信念、理念、思想を考えたら、次になぜあなたがビジネスにおいて、そのように考えるのか根拠や背景を伝え、それを主観的、感情的に語って繰り返し表明するということです。
これはブログでもステップメールでも、あなたのメディアを使って繰り返し行いましょう。
仮想敵を考える
もしも、信念、理念、思想などの表現が難しい場合は、仮想敵を考えてみましょう。
自分には信念なんか特に無いとか、理念なんて言われてもよく分からないと思う場合は、 逆にあなたが受け入れられない考え方や在り方、人の存在などを考えてみてもいいです。
仮想敵を考えてみると、自分の信念の輪郭のようなものが見えてきます。
例えば、特別な強い思いは無いけれど、こんなものはダメだと思うとか、こんなビジネスはダメだ、こんな商品は販売してはダメだとか、あるいはこんな人生、こんな生き方はダメだと思うことは色々あるでしょう。
受け入れられないものを明確にして、受け入れられないと主張することも信念、理念、思想となるので、その受け入れられないことに共感した人たちが、私たちも受け入れられないと言って、あなたのファンになる可能性があります。
私の場合は、残業ばかりで会社のために生きているみたいなサラリーマンの人生は今となっては絶対に受け入れがたいと思います。

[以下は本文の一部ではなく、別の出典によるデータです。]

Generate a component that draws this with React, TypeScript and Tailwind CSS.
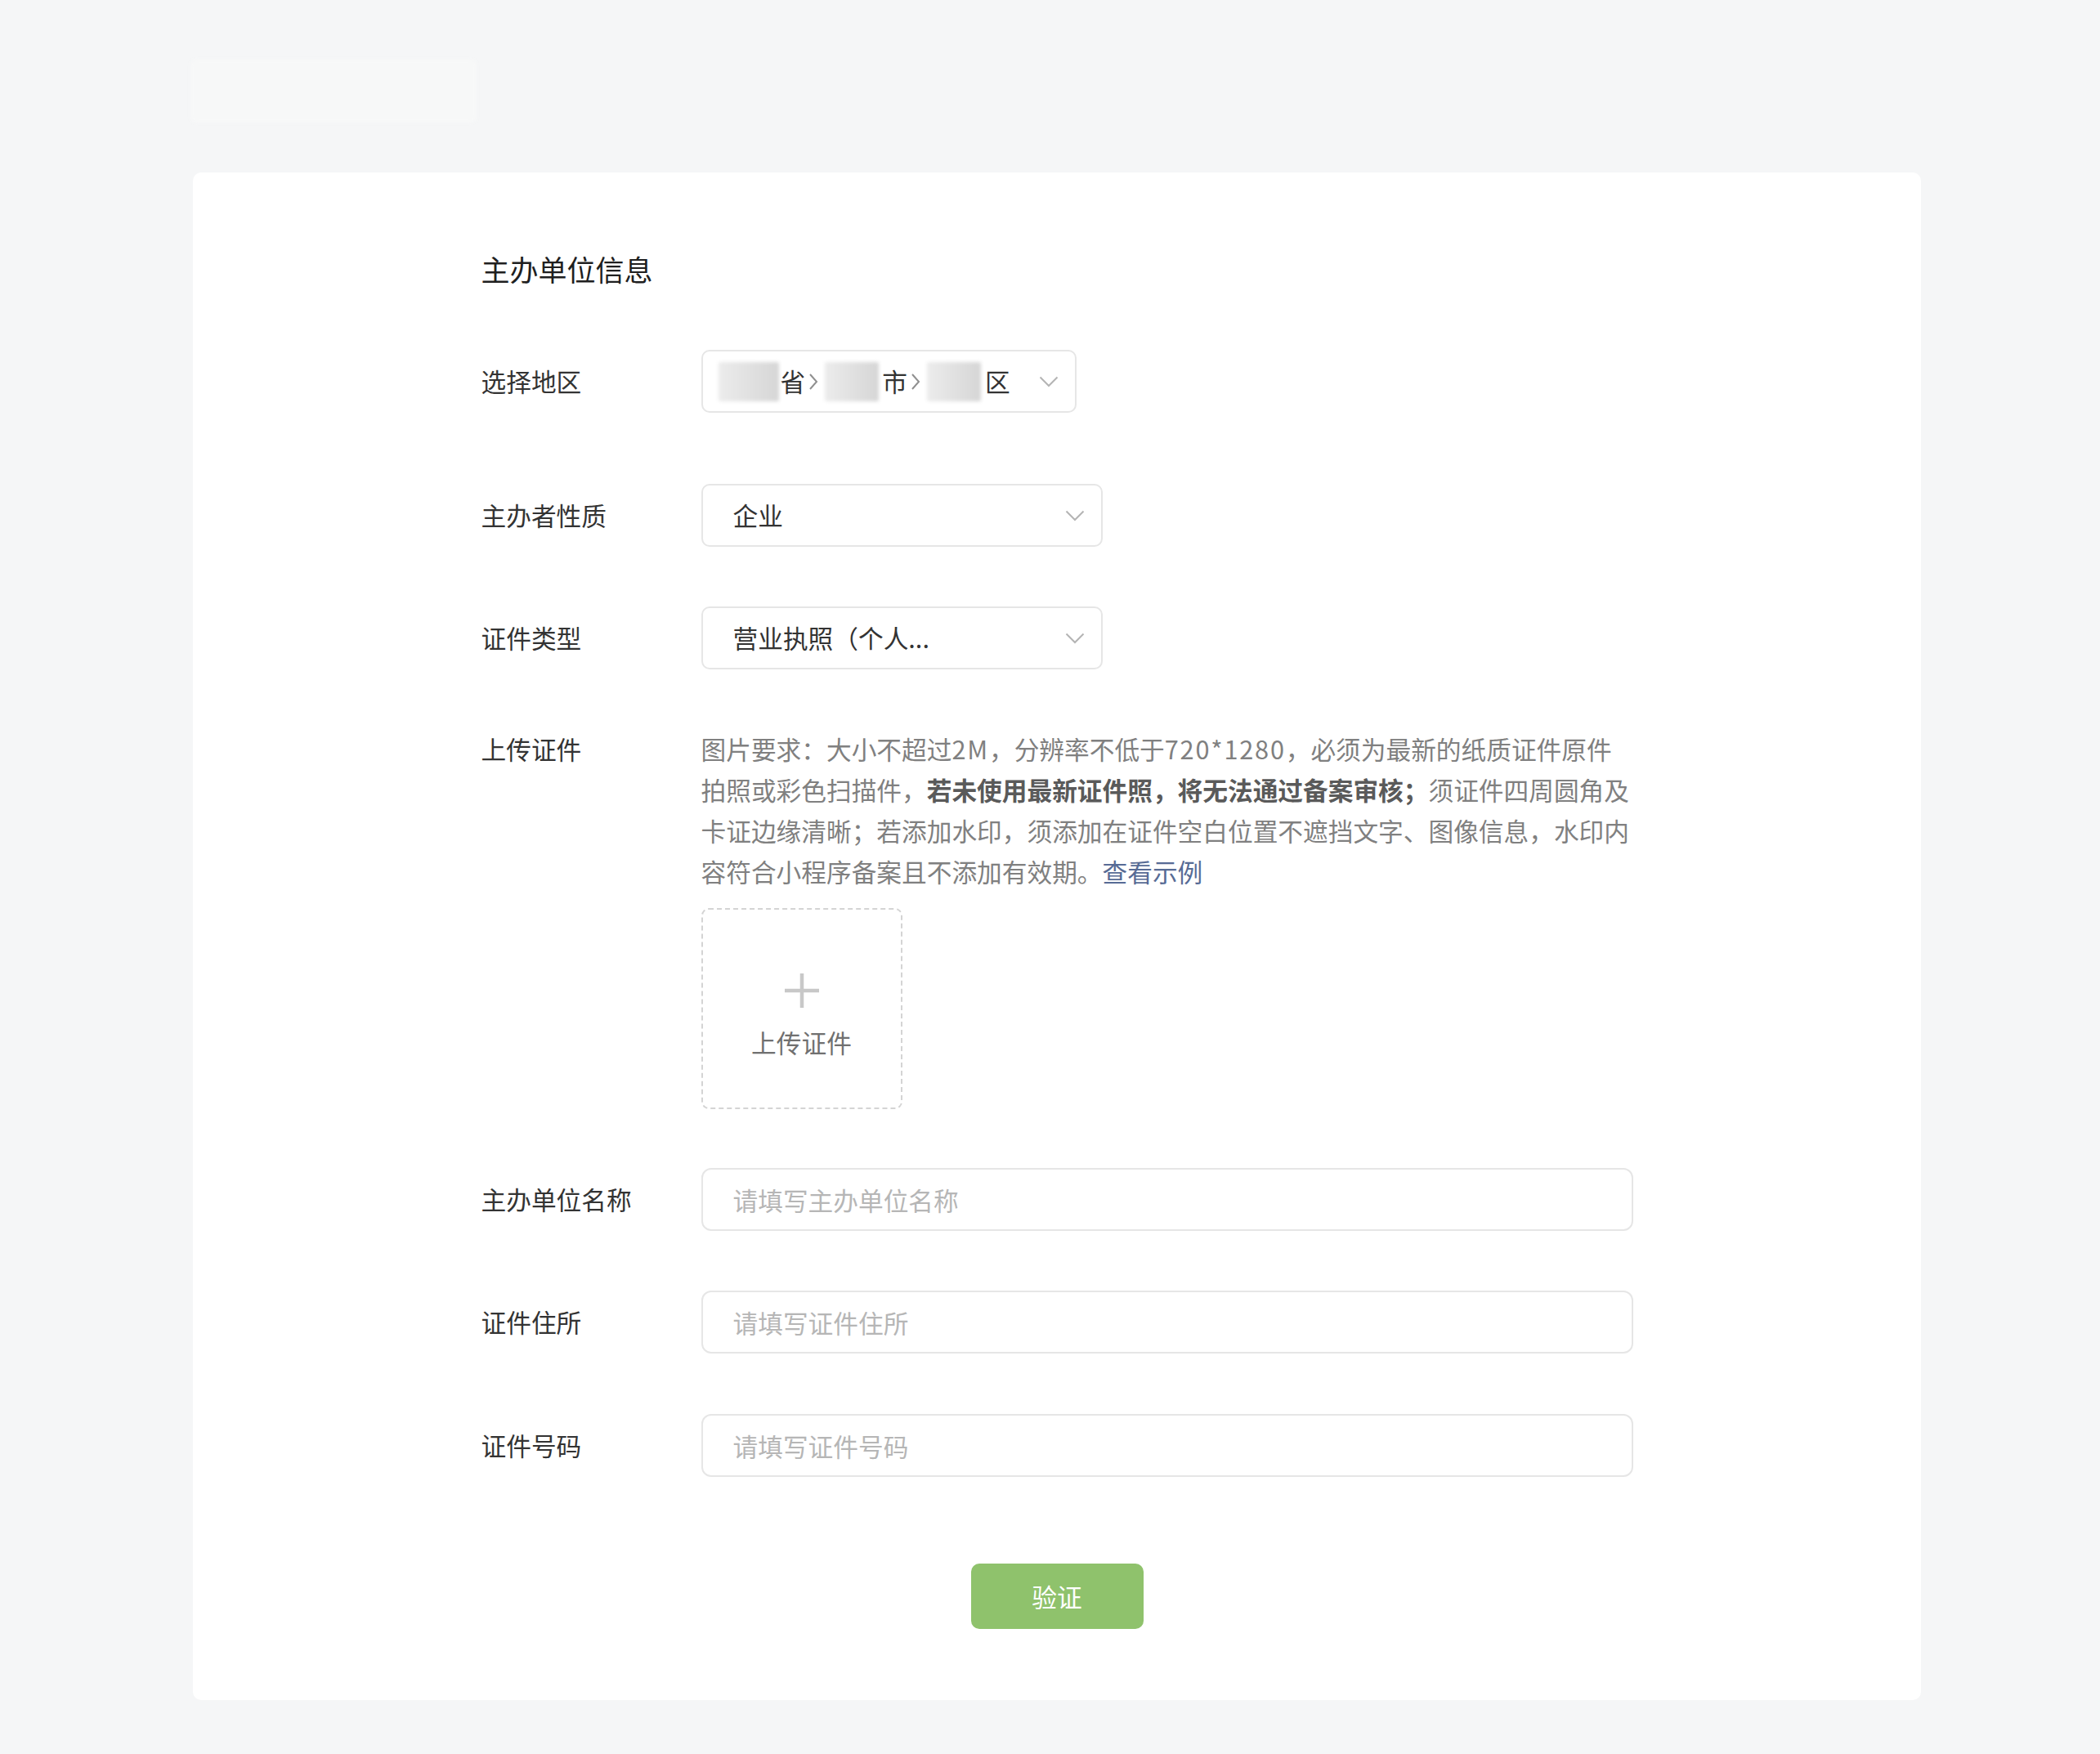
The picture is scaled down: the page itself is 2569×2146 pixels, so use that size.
import React from 'react';

const font = { fontFamily: '"Noto Sans CJK SC", "Noto Sans", sans-serif' };

const ChevronDown = () => (
  <svg width="24" height="14" viewBox="0 0 24 14" fill="none" className="shrink-0">
    <path d="M1.5 1.5 L12 12 L22.5 1.5" stroke="#b4b4b4" strokeWidth="2" />
  </svg>
);

const Arrow = () => (
  <svg width="12" height="24" viewBox="0 0 12 24" fill="none" className="shrink-0 ml-[4px] mr-[8px]">
    <path d="M2 3 L10 12 L2 21" stroke="#8f8f8f" strokeWidth="2" />
  </svg>
);

const Blur = ({ w }: { w: string }) => (
  <span className={`${w} h-[48px] rounded-[2px] bg-gradient-to-r from-[#ececec] to-[#d6d6d6] blur-[2px]`} />
);

const Label = ({ children, top }: { children: React.ReactNode; top?: boolean }) => (
  <div className={`w-[269px] shrink-0 text-[30.7px] text-[#333] ${top ? 'leading-[50px]' : ''}`}>{children}</div>
);

const SelectBox = ({ children, w }: { children: React.ReactNode; w: string }) => (
  <div className={`${w} h-[77px] flex items-center justify-between pl-[37px] pr-[20px] border-2 border-[#e6e6e6] rounded-[10px] text-[30.7px] text-[#333]`}>
    <span>{children}</span>
    <ChevronDown />
  </div>
);

const TextField = ({ placeholder }: { placeholder: string }) => (
  <input
    placeholder={placeholder}
    className="w-[1140px] h-[77px] px-[37px] border-2 border-[#e6e6e6] rounded-[12px] text-[30.7px] text-[#333] placeholder:text-[#b6b6b6] outline-none bg-white"
  />
);

export default function App() {
  return (
    <div className="min-h-[2146px] w-full bg-[#f5f6f7] pt-[73px] pb-[65px]" style={font}>
      {/* faint header logo */}
      <div className="ml-[233px] w-[350px] h-[77px] rounded-[6px] bg-[#f7f8f8] blur-[2px]" />

      <div className="ml-[236px] mt-[61px] w-[2114px] bg-white rounded-[10px] pt-[93px] pb-[87px]">
        <div className="w-[1409px] mx-auto flex flex-col">
          <div className="text-[35px] leading-[50px] text-[#1f1f1f]">主办单位信息</div>

          <div className="mt-[74px] flex items-center">
            <Label>选择地区</Label>
            <div className="w-[459px] h-[77px] flex items-center pl-[19px] pr-[20px] border-2 border-[#e6e6e6] rounded-[10px] text-[30.7px] text-[#333]">
              <Blur w="w-[74px]" />
              <span className="ml-[2px]">省</span>
              <Arrow />
              <Blur w="w-[66px]" />
              <span className="ml-[4px]">市</span>
              <Arrow />
              <Blur w="w-[66px]" />
              <span className="ml-[5px]">区</span>
              <span className="flex-1" />
              <ChevronDown />
            </div>
          </div>

          <div className="mt-[87px] flex items-center">
            <Label>主办者性质</Label>
            <SelectBox w="w-[491px]">企业</SelectBox>
          </div>

          <div className="mt-[73px] flex items-center">
            <Label>证件类型</Label>
            <SelectBox w="w-[491px]">营业执照（个人...</SelectBox>
          </div>

          <div className="mt-[72px] flex items-start">
            <Label top>上传证件</Label>
            <div className="flex flex-col">
              <p className="text-[30.7px] leading-[50px] text-[#808080] whitespace-nowrap">
                图片要求：大小不超过<span className="tracking-[1.8px]">2M</span>，分辨率不低于<span className="tracking-[1.8px]">720*1280</span>，必须为最新的纸质证件原件
                <br />
                拍照或彩色扫描件，<span className="font-bold text-[#5a5a5a]">若未使用最新证件照，将无法通过备案审核；</span>须证件四周圆角及
                <br />
                卡证边缘清晰；若添加水印，须添加在证件空白位置不遮挡文字、图像信息，水印内
                <br />
                容符合小程序备案且不添加有效期。<span className="text-[#576b95]">查看示例</span>
              </p>
              <div className="mt-[20px] w-[246px] h-[246px] border-2 border-dashed border-[#d4d4d4] rounded-[9px] flex flex-col items-center pt-[77px]">
                <svg width="44" height="44" viewBox="0 0 44 44">
                  <path d="M22 1 V43 M1 22 H43" stroke="#c8c8c8" strokeWidth="4.5" />
                </svg>
                <span className="mt-[21px] text-[30.7px] leading-[40px] text-[#707070]">上传证件</span>
              </div>
            </div>
          </div>

          <div className="mt-[72px] flex items-center">
            <Label>主办单位名称</Label>
            <TextField placeholder="请填写主办单位名称" />
          </div>

          <div className="mt-[73px] flex items-center">
            <Label>证件住所</Label>
            <TextField placeholder="请填写证件住所" />
          </div>

          <div className="mt-[74px] flex items-center">
            <Label>证件号码</Label>
            <TextField placeholder="请填写证件号码" />
          </div>

          <button className="mt-[106px] self-center w-[211px] h-[80px] rounded-[10px] bg-[#8fc26c] text-white text-[30.7px]">
            验证
          </button>
        </div>
      </div>
    </div>
  );
}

受け入れられる人は受け入れていくらでも残業すればいいと思いますが、私は昔そんな状況に嫌気がさして会社を辞めたので、そんな状況には二度と戻りたくないと思います。
だから、そんな会社のために生きているような人生や価値観を仮想敵として設定しています。
なお、サラリーマンの人は仮想敵ではなく、私が救いたい人であり、価値を提供したい人であり、幸せにしたい相手です。
仮想敵は、個人名や具体的な会社名などにはしないほうがいいです。
仮想ではなく実際の敵を生んでしまうので、あまり具体的に個人攻撃や会社への攻撃をして本当の敵を作ってもいいことはありません。
場合によっては、名誉棄損で訴えられたり、裁判になったりする可能性もあります。
仮想敵とは、こんな人はダメ、こんな価値観はダメ、こんな在り方はダメ、こんな思想はダメ、こんな考え方はダメというような表現にしましょう。